Following the American Civil War Sesquicentennial with day by day writings of the time, currently 1863.

Post image for “Have so much to do that I see I will have to stop this letter writing business.”–Army Life of an Illinois Soldier, Charles Wright Wills.

“Have so much to do that I see I will have to stop this letter writing business.”–Army Life of an Illinois Soldier, Charles Wright Wills.

March 9, 2013

Army Life of an Illinois Soldier, Charles Wright Wills, (8th Illinois Infantry)

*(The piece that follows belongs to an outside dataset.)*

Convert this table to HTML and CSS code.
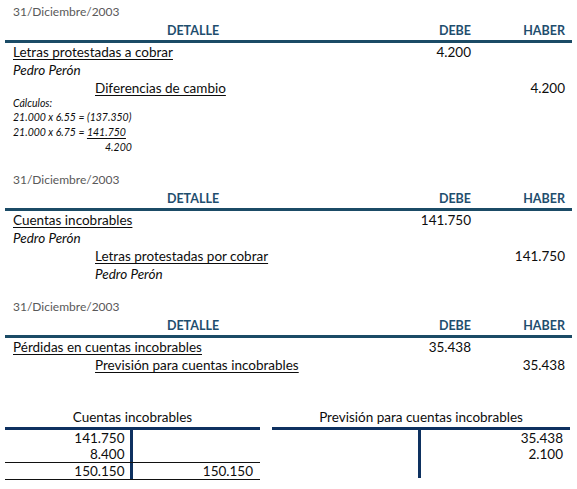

Camp 103d Illinois Infantry, Jackson, Tenn.,

March 9, 1863.

We leave here again in the morning for the Grange. Ordered to report there immediately to relieve a regiment, the 6th Iowa, which is going down the river. Am right glad to be again on the way. Can’t think that we will stay there long, though I ought by this time to know that I have no business thinking anything about the matter. The Fulton Democrat came into our camp to-day, and that correspondence you mentioned in your last has raised quite a stir. The writer is of course denounced as a contemptible liar. My boys this evening got up a little paper which will appear in the Register shortly (it goes in the morning by the same person who carries this) and some fifty of them signed it, all there were in camp. My company would riddle that office in a minute if they could get at it. Worked all day yesterday, Sunday, covering and chinking a picket post, and will not get another day’s use of it. Have so much to do that I see I will have to stop this letter writing business.